(This is part Two of an Interview with Watermelon Slim – part one of which was posted yesterday at Blogcritics.)
For a time after you returned from the war you worked as a musician. You had some success with people like Country Joe Macdonald recording some of your songs. What made you turn your back on music as a career at that time? Did you keep playing while you were working your other jobs, or did you stop completely?
When I came back I worked as a lot of things: grunt labourer, forklift operator, political investigator, musician, and small-time criminal among them. I was really learning my craft, and my gigging during the 1970s was sporadic, wherever I could catch on, and I probably played more solo than band gigs over those years. I was listening to all the live and recorded blues I could find, and did sit in with people like John Lee Hooker and Bonnie Raitt — teaser gigs, in retrospect — made my cult item, Merry Airbrakes, in
1973, and eventually produced another cult classic, Richard Phillips's folk record Endangered Species, in 1980.
In the 1980s, I gigged semi-regularly, especially in Oregon in 1984-87, with various groups and people, including the late Canned Heat guitarist, Henry (the Sunflower) Vestine. I tried to establish myself in Europe in 1987 but without any backing, flopped, and was literally smashed up in Amsterdam, both in a fight and a motorcycle-bicycle accident (I was on the bicycle), and returned to the US and started trucking, playing with my Boston/Cambridge group the Old Dogs, including Washtub Robbie, for several years, and sometimes working with my old friend and later producer of Big Shoes to Fill, Boston's top-gun guitarist and all-around bluesman, Chris Stovall Brown. Bruce Bears, "Sax Gordon" Beadle, and David Maxwell were three of the outstanding musicians I worked with in that period of the late 80s-early 90s.

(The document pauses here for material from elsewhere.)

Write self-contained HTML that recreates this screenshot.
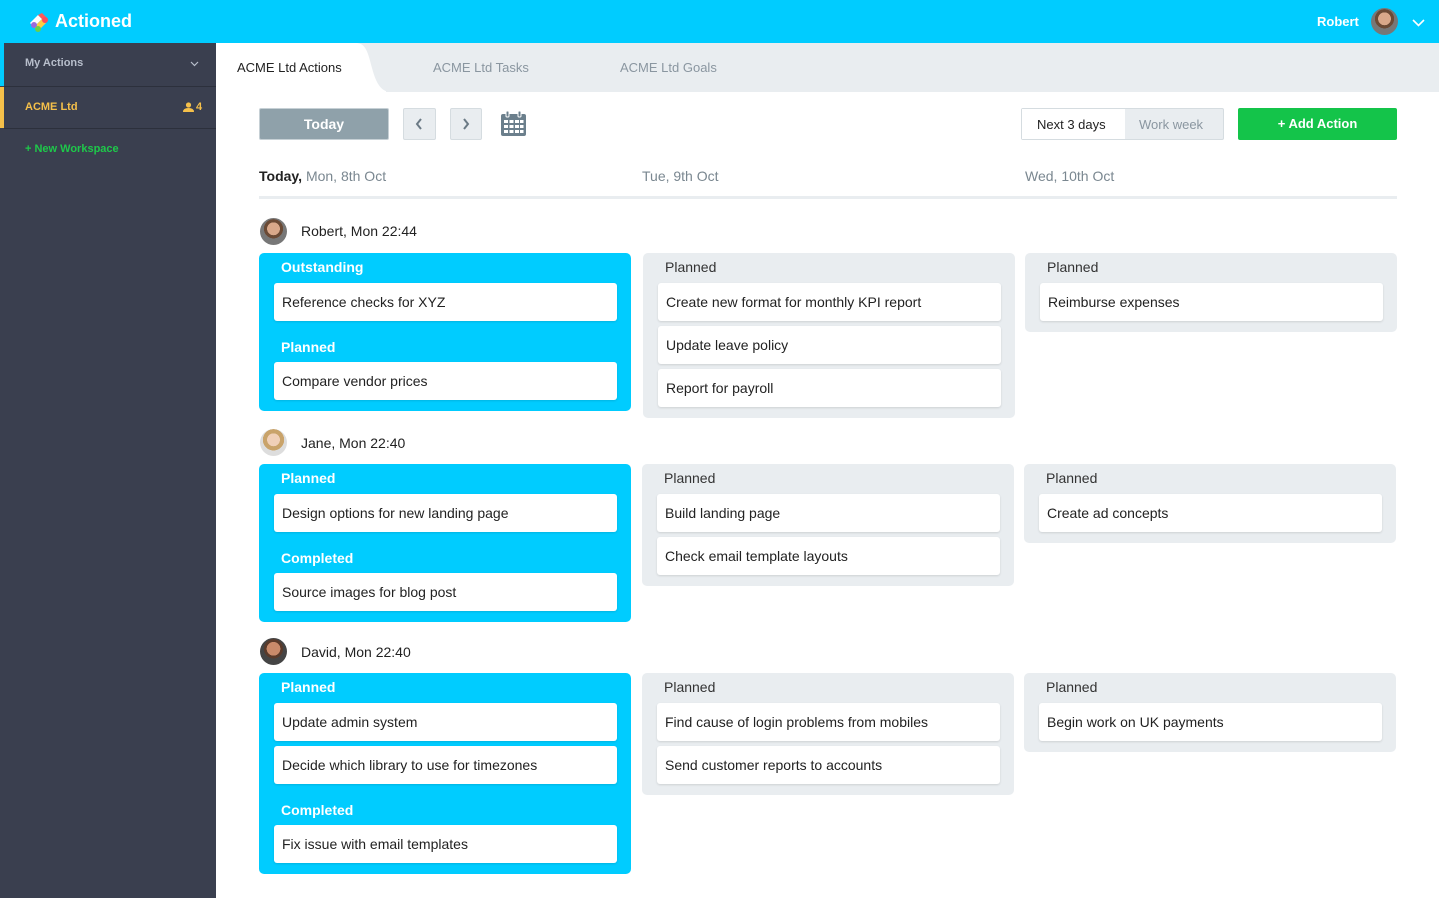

I was mostly inactive from about 1993 to 1998, just woodshedding while trying to keep my little family together. But after quitting a scuffling trucking career for the first time in 1997 to go to graduate school in Oklahoma, I began making the long push towards getting truly on the musical radar screen. I'm a very late-blooming musician, and I'm a scads better guitarist, in particular, than when I was doing my first Fried Okra Jones gigs around Stillwater, Oklahoma, in 1998.